統合失調症 予後

改善、回復が可能な病気

 長年、統合失調症は「精神分裂病」と呼ばれ、発病したら一生入院生活を送らなくてはならず、いずれ人格が荒廃してしまう不治の病と言われてきました。このような社会の偏見が根強くあり、病気に対する誤ったイメージが刷り込まれてきたことも事実です。このことが、医療の現場においては、発病した本人や家族に病名も告げられず、病気への理解が進まない中で、治療も思うに任せない状況が続いていました。しかし、転機となったのは2002年でした。

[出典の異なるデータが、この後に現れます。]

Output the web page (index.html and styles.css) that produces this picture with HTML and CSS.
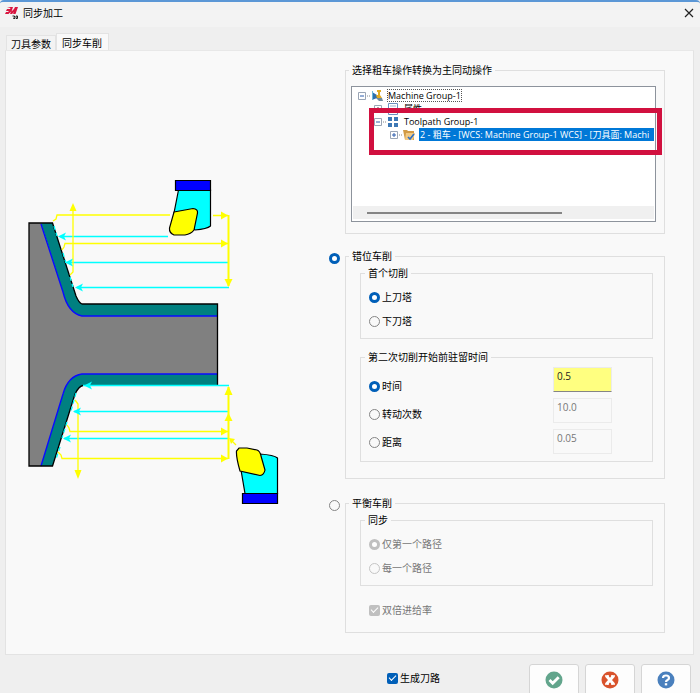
FILE: index.html
```html
<!DOCTYPE html>
<html lang="zh-CN">
<head>
<meta charset="utf-8">
<title>同步加工</title>
<link rel="stylesheet" href="styles.css">
</head>
<body>
<div class="window">
  <header class="titlebar">
    <svg class="logo" width="14" height="14" viewBox="0 0 14 14" aria-hidden="true">
      <path d="M2 1h6L6.500 5.500 9 3l1-2h3L10.500 8H8l1-2-2 2H5l1-2.500L3.500 8H0l1-2h2l1-1H1l1-2h3l.5-1z" fill="#d9153f"/>
      <path d="M7.500 10h2v1l-1 1.500h1.500M11 10h1.500v2.500H11z" fill="none" stroke="#222" stroke-width="1"/>
    </svg>
    <h1 class="title">同步加工</h1>
    <button class="close" type="button" aria-label="关闭">
      <svg width="10" height="10" viewBox="0 0 10 10"><path d="M1 1l8 8M9 1l-8 8" stroke="#222" stroke-width="1.200"/></svg>
    </button>
  </header>

  <nav class="tabs" role="tablist">
    <button class="tab" type="button" role="tab">刀具参数</button>
    <button class="tab tab-active" type="button" role="tab" aria-selected="true">同步车削</button>
  </nav>

  <main class="panel">
    <svg class="diagram" width="290" height="330" viewBox="0 175 290 330" aria-hidden="true">
      <path d="M29 223H41L63 292Q68 313 82 316H217V374H82Q68 376 63 394L41 466H29z" fill="#808080"/>
      <path d="M41 223H52.500L76 296Q79 303 82 304H217V316H82Q68 313 63 292z" fill="#008080"/>
      <path d="M41 466H52.500L75 394Q79 386 83 385.500H217V374H82Q68 376 63 394z" fill="#008080"/>
      <path d="M41 224L63 292Q68 313 82 316H217M217 374H82Q68 376 63 394L41 466" fill="none" stroke="#0a0aff" stroke-width="1.400"/>
      <path d="M83 385.500Q79 386 75 394L52.500 466H29V223H52.500L76 296Q79 303 82 304H217.500V385" fill="none" stroke="#000" stroke-width="1.300"/>
      <g fill="none" stroke="#0ff" stroke-width="1.300">
        <path d="M60 236.500H168M68 262.500H229M77 287.500H229M83 385.500H229M74 411.500H229M64 438.500H229"/>
        <path stroke-dasharray="4 3" d="M54 226l3 10M63 253l3 10M70 277l3 10M76 393l-5 18M67 422l-5 16M60 447l-4 12"/>
      </g>
      <g fill="none" stroke="#ff0" stroke-width="1.300">
        <path d="M53 221l3-2 1-4H170M213 215.500H228M62 250l2-3 1-3.500H228M70 275l3-3V207"/>
        <path d="M75 400l3 4V472M67 425l2 3 1 3.500H228M58 452l3 3 1 3.500H228M236 445l-5-5"/>
      </g>
      <path d="M228.500 215V286M228.500 387V459" stroke="#ff0" stroke-width="2"/>
      <g fill="#ff0">
        <path d="M228 215.500l-7-4v8zM228 243.500l-7-4v8zM228 431.500l-7-4v8zM228 458.500l-7-4v8z"/>
        <path d="M73 203l-3.500 8h7zM78 479l-3.500-9h7zM228.500 287l-4-8h8zM228.500 386l-4 9h8zM228.500 413l-4 8h8zM229 438l6 1-4 5z"/>
      </g>
      <path d="M58 236.500l8-4-2 4 2 4zM65 262.500l8-4-2 4 2 4zM75 287.500l8-4-2 4 2 4zM84 385.500l8-4-2 4 2 4zM73 411.500l8-4-2 4 2 4zM63 438.500l8-4-2 4 2 4z" fill="#0ff"/>
      <g stroke="#000" stroke-width="1.200">
        <path d="M178.500 190H210.500V226Q207 229 195 230L174 213z" fill="#0ff"/>
        <path d="M175.500 180.500H210.500V190.500H175.500z" fill="#00f"/>
        <path d="M174 212L193 208.500Q198 209 197.500 213L194 230Q191 234 185 235H174Q169 233 169.500 228z" fill="#ff0"/>
        <path d="M260 454Q274 455 277.500 458V493.500H245L241 470z" fill="#0ff"/>
        <path d="M242.500 493.500H277.500V503.500H242.500z" fill="#00f"/>
        <path d="M239 448H247L257 450Q260 451 261 456L265 470Q264 475 260 475.500L240 471Q236 457 236.500 451z" fill="#ff0"/>
      </g>
    </svg>

    <form class="options">
      <fieldset class="group source">
        <legend>选择粗车操作转换为主同动操作</legend>
        <div class="tree-frame">
          <div class="tree" role="tree">
            <div class="row level-1" role="treeitem">
              <svg class="node" width="29" height="13" viewBox="0 0 29 13" aria-hidden="true">
                <path d="M.5 3.500h7v7h-7z" fill="#fff" stroke="#9aa5b5"/><path d="M2 7h4" stroke="#2f5fae"/><path d="M9 7h4" stroke="#888" stroke-dasharray="1 1"/>
                <path d="M14 3v8l5-2V6z" fill="#2f6fae"/><path d="M18 6h2V3h-1V1h4v2h-1v3l2 3h-5z" fill="#e0ab25"/><path d="M18 9h6l1 3h-4z" fill="#6d8a9f"/><path d="M14.500 2v9" stroke="#68b9dc"/>
              </svg>
              <span class="text focus">Machine Group-1</span>
            </div>
            <div class="row level-2" role="treeitem">
              <svg class="node" width="29" height="13" viewBox="0 0 29 13" aria-hidden="true">
                <path d="M.5 3.500h7v7h-7z" fill="#fff" stroke="#9aa5b5"/><path d="M2 7h4M4 5v4" stroke="#555"/><path d="M9 7h4" stroke="#888" stroke-dasharray="1 1"/>
                <path d="M14.500 1.500h9v11h-9z" fill="#fff" stroke="#6b90bf"/><path d="M16 4h6M16 7h6M16 10h6" stroke="#9ab2cf"/>
              </svg>
              <span class="text">属性</span>
            </div>
            <div class="row level-2" role="treeitem">
              <svg class="node" width="29" height="13" viewBox="0 0 29 13" aria-hidden="true">
                <path d="M.5 3.500h7v7h-7z" fill="#fff" stroke="#9aa5b5"/><path d="M2 7h4" stroke="#2f5fae"/><path d="M9 7h4" stroke="#888" stroke-dasharray="1 1"/>
                <path d="M14 2h4v4h-4zM20 2h4v4h-4zM14 8h4v4h-4zM20 8h4v4h-4z" fill="#3d78b5"/>
              </svg>
              <span class="text">Toolpath Group-1</span>
            </div>
            <div class="row level-3" role="treeitem" aria-selected="true">
              <svg class="node" width="29" height="13" viewBox="0 0 29 13" aria-hidden="true">
                <path d="M.5 3.500h7v7h-7z" fill="#fff" stroke="#9aa5b5"/><path d="M2 7h4M4 5v4" stroke="#2f5fae"/><path d="M9 7h4" stroke="#888" stroke-dasharray="1 1"/>
                <path d="M13 2h4l1 1h6v9h-9z" fill="#d29b45"/><path d="M16 5h9l-2 7h-8z" fill="#f2c982"/><path d="M18 9l2 2 4-5" fill="none" stroke="#2f6fc4" stroke-width="1.600"/>
              </svg>
              <span class="text selected">2 - 粗车 - [WCS: Machine Group-1 WCS] - [刀具面: Machi</span>
            </div>
            <div class="scrollbar"><div class="thumb"></div></div>
          </div>
          <div class="highlight"></div>
        </div>
      </fieldset>

      <div class="mode">
        <input class="radio mode-radio" type="radio" name="mode" id="staggered" checked>
        <fieldset class="group">
          <legend><label for="staggered">错位车削</label></legend>
          <fieldset class="group inner">
            <legend>首个切削</legend>
            <label class="choice"><input class="radio" type="radio" name="turret" checked>上刀塔</label>
            <label class="choice"><input class="radio" type="radio" name="turret">下刀塔</label>
          </fieldset>
          <fieldset class="group inner">
            <legend>第二次切削开始前驻留时间</legend>
            <div class="dwell">
              <div class="dwell-kinds">
                <label class="choice"><input class="radio" type="radio" name="dwell" checked>时间</label>
                <label class="choice"><input class="radio" type="radio" name="dwell">转动次数</label>
                <label class="choice"><input class="radio" type="radio" name="dwell">距离</label>
              </div>
              <div class="dwell-values">
                <input class="value value-active" type="text" value="0.5" aria-label="时间">
                <input class="value" type="text" value="10.0" aria-label="转动次数" disabled>
                <input class="value" type="text" value="0.05" aria-label="距离" disabled>
              </div>
            </div>
          </fieldset>
        </fieldset>
      </div>

      <div class="mode">
        <input class="radio mode-radio" type="radio" name="mode" id="balanced">
        <fieldset class="group balanced">
          <legend><label for="balanced">平衡车削</label></legend>
          <fieldset class="group inner">
            <legend>同步</legend>
            <label class="choice off"><input class="radio" type="radio" name="sync" checked disabled>仅第一个路径</label>
            <label class="choice off"><input class="radio" type="radio" name="sync" disabled>每一个路径</label>
          </fieldset>
          <label class="choice off double"><input class="check" type="checkbox" checked disabled>双倍进给率</label>
        </fieldset>
      </div>
    </form>
  </main>

  <footer class="footer">
    <label class="choice generate"><input class="check" type="checkbox" checked>生成刀路</label>
    <button class="action" type="button" aria-label="确定">
      <svg width="18" height="18" viewBox="0 0 18 18"><circle cx="9" cy="9" r="8.500" fill="#62a58c"/><path d="M4.500 9l3.200 3.200 6-6" fill="none" stroke="#fff" stroke-width="2.800"/></svg>
    </button>
    <button class="action" type="button" aria-label="取消">
      <svg width="18" height="18" viewBox="0 0 18 18"><circle cx="9" cy="9" r="8.500" fill="#d9532c"/><path d="M5.500 5l7 8M12.500 5l-7 8" stroke="#fff" stroke-width="3"/><path d="M4 5h4M10 5h4M4 13h4M10 13h4" stroke="#fff" stroke-width="1.500"/></svg>
    </button>
    <button class="action" type="button" aria-label="帮助">
      <svg width="18" height="18" viewBox="0 0 18 18"><circle cx="9" cy="9" r="8.500" fill="#4a80bd"/><path d="M6 7Q6 4.500 9 4.500T12 7Q12 8.300 10.500 9T9 11" fill="none" stroke="#fff" stroke-width="2.200"/><path d="M7.800 12.200h2.400v2.200H7.800z" fill="#fff"/></svg>
    </button>
  </footer>
</div>
</body>
</html>
```
FILE: styles.css
```css
* {
  box-sizing: border-box;
}

body {
  margin: 0;
  background: #efefef;
  color: #000;
  font: 10px/12px "Open Sans", "Noto Sans CJK SC", sans-serif;
}

button,
input {
  margin: 0;
  padding: 0;
  border: 0;
  background: none;
  color: inherit;
  font: inherit;
}

svg {
  display: block;
}

.window {
  display: flex;
  flex-direction: column;
  height: 100vh;
  overflow: hidden;
  border-top: 2px solid #5b97d6;
  border-radius: 4px 4px 0 0;
}

.titlebar {
  display: flex;
  align-items: center;
  flex: none;
  gap: 4px;
  height: 25px;
  padding: 0 6px 3px 5px;
  background: #f3f3f3;
}

.title {
  flex: 1;
  margin: 0;
  font-size: 10px;
  font-weight: 400;
}

.tabs {
  display: flex;
  align-items: flex-end;
  flex: none;
  height: 23px;
  padding-left: 6px;
}

.tab {
  height: 15px;
  padding: 2px 4px 0;
  border: 1px solid #e3e3e3;
  border-bottom: 0;
  background: #f3f3f3;
}

.tab-active {
  height: 17px;
  padding: 1px 6px 0 5px;
  background: #f9f9f9;
}

.panel {
  display: grid;
  grid-template-columns: 322px minmax(0, 1fr);
  flex: none;
  margin: 0 6px 0 5px;
  padding: 13px 28px 21px 0;
  border: 1px solid #e3e3e3;
  border-top-color: #e8e8e8;
  background: #f9f9f9;
}

.diagram {
  margin: 111px 0 0 -6px;
}

.options {
  display: flex;
  flex-direction: column;
  gap: 16px;
}

.group {
  flex: 1;
  min-width: 0;
  margin: 0;
  padding: 5px 11px 16px 14px;
  border: 1px solid #dfdfdf;
}

.group legend {
  height: 12px;
  margin-left: -11px;
  padding: 0 3px;
}

.source {
  margin-left: 17px;
  padding: 10px 8px 11px 5px;
}

.source legend {
  margin-left: -2px;
}

.inner {
  padding: 6px 40px 5px 8px;
}

.inner legend {
  margin-left: -4px;
}

.inner + .inner {
  margin-top: 12px;
}

.balanced {
  padding-bottom: 10px;
}

.tree-frame {
  position: relative;
}

.tree {
  height: 136px;
  padding: 2px 1px 1px 6px;
  overflow: hidden;
  display: flex;
  flex-direction: column;
  border: 1px solid #8d939c;
  background: #fff;
}

.row {
  display: flex;
  flex: none;
  height: 13px;
  font-size: 9px;
  line-height: 13px;
  white-space: nowrap;
}

.level-2 {
  padding-left: 16px;
}

.level-3 {
  padding-left: 32px;
}

.node {
  flex: none;
}

.text {
  padding: 0 1px;
}

.focus {
  outline: 1px dotted #555;
  outline-offset: -1px;
}

.selected {
  flex: 1;
  background: #0078d7;
  color: #fff;
}

.scrollbar {
  display: flex;
  align-items: center;
  flex: none;
  height: 13px;
  margin: auto 0 1px -5px;
  padding-left: 14px;
  background: #f0f0f0;
}

.thumb {
  width: 68%;
  height: 2px;
  background: #858585;
}

.highlight {
  position: absolute;
  top: 22px;
  right: -6px;
  left: 18px;
  height: 47px;
  border: 5px solid #d1103f;
}

.mode {
  display: flex;
  align-items: flex-start;
  gap: 5px;
}

.mode + .mode {
  margin-top: 2px;
}

.mode-radio {
  margin: 3px 0 0 1px;
}

.choice {
  display: flex;
  align-items: center;
  gap: 2px;
  height: 24px;
}

.off {
  color: #777;
}

.double {
  margin: 12px 0 0 9px;
}

.radio,
.check {
  flex: none;
  width: 11px;
  height: 11px;
  appearance: none;
}

.radio {
  border: 1px solid #858585;
  border-radius: 50%;
  background: #f9f9f9;
}

.radio:checked {
  border: 3px solid #005fb8;
  background: #fff;
}

.radio:checked:disabled {
  border-color: #c0c0c0;
}

.radio:disabled {
  border-color: #c5c5c5;
}

.check {
  display: grid;
  place-items: center;
  border-radius: 2px;
  background: #005fb8;
}

.check::before {
  width: 6px;
  height: 3px;
  margin-bottom: 2px;
  border: solid #fff;
  border-width: 0 0 1px 1px;
  content: "";
  transform: rotate(-45deg);
}

.check:disabled {
  background: #c0c0c0;
}

.dwell {
  display: flex;
  justify-content: space-between;
  margin-top: -2px;
  padding-bottom: 2px;
}

.dwell-kinds {
  display: grid;
  gap: 4px;
  padding-top: 7px;
}

.dwell-values {
  display: grid;
  align-content: start;
  gap: 6px;
}

.value {
  width: 59px;
  height: 25px;
  padding: 0 3px 8px;
  border: 1px solid #ebebeb;
  color: #777;
}

.value-active {
  border-bottom-color: #858585;
  background: #ffff80;
  color: #222;
}

.footer {
  display: flex;
  gap: 6px;
  padding: 9px 9px 0;
}

.generate {
  flex: 1;
  margin-left: 378px;
  height: 28px;
}

.action {
  display: grid;
  flex: none;
  place-items: center;
  width: 50px;
  height: 32px;
  border: 1px solid #d5d5d5;
  border-radius: 3px;
  background: #fdfdfd;
}
```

病名がこれまでの「精神分裂病」から、「統合失調症」に改められたことによって、これまでの暗い否定的なイメージが変わり、統合失調症も普通の病気の一つであることが徐々に理解されてきたのです。  一方、よい薬の開発がどんどん進み、病状に応じて薬の選択も可能となり、症状の改善が可能となりました。さらに、薬物療法と非薬物療法の組み合わせによる治療法も普及したことによって、病状の回復と社会参加も可能となったのです。そして、回復後も薬物療法とリハビリテーションを続けていくことで、ストレスが軽減でき、再発の予防もできるようになりました。こうして、統合失調症という病気は、もはや不治の病ではなく、医療でもって十分にコントロールできる病気の一つなのです。糖尿病や高血圧症などと同様に、きちんと治療をしていけば、普通に社会生活を続けていくことができる疾患の一つです。他の疾患と同様に、病気の前兆に早く気づいて、気軽に医療機関を受診していけば、早期発見・早期治療が可能となり、改善、回復、社会復帰への道が大きく開かれています。

 

予後について

 統合失調症は、患者一人ひとりによって、症状の程度や薬に対する反応などが異なるため、必ずしもすべての患者に標準的な治療があてはまるわけではありません。したがって、病気の回復状況もそれぞれ異なっています。

 チオンピ博士が1976年に行った30年にわたる長期予後調査によると、「回復」と「軽度」の障害の状態と判断された人は、合わせて49%にのぼっています。別の調査によると、初回入院のあと5年間安定した生活を続けられた人の場合、68%がこの予後良好群に入るとの結果もあります。さらに、適切な薬物療法とリハビリテーションが行われた場合は、回復の度合いはさらに良好です。ハーディング博士が1987年に実施した30年間の長期予後調査によれば、適切な薬物療法とリハビリテーションの組み合わせで、40%の人が過去1年間に就労経験をもち、68%の人においてほとんどの症状が消失し、73%の人が充実した生活を送っていると報告しています。  

 このほかの研究では、まず短期的な予後において、抗精神病薬の服薬が適切になされているかどうかが予後に大きな影響を及ぼすとしています。統合失調症を初めて発症して寛解したあとに予防的に抗精神病薬を服薬しないと、1年以内に70~80%の高率で再発するといわれています。長期的な予後に関しては、3分の1の患者に顕著な改善がみられ、もう3分の1の患者はある程度改善するが再発もすることがあり、残りの3分の1の患者は重篤な障害を残すと言われています。

 なお、早期の治療が行われることが多くなってきた今日において、症状が現れてから薬物治療を開始するまでの期間(精神病未治療期間)が短いと、予後が良いことが指摘されています。このことから、長期経過の面でも早期発見・早期治療がより大切です。

 病型別に予後をみてみると、緊張型や妄想型では、幻覚・妄想などの陽性症状の方が抗精神病薬に反応しやすく、予後も一般的に良くなっています。これに比べて、破瓜型や単純型などの陰性症状では、治療の効果が得られにくいため、予後も悪い。男女別でみると、男性の方において予後不良が多く見受けられます。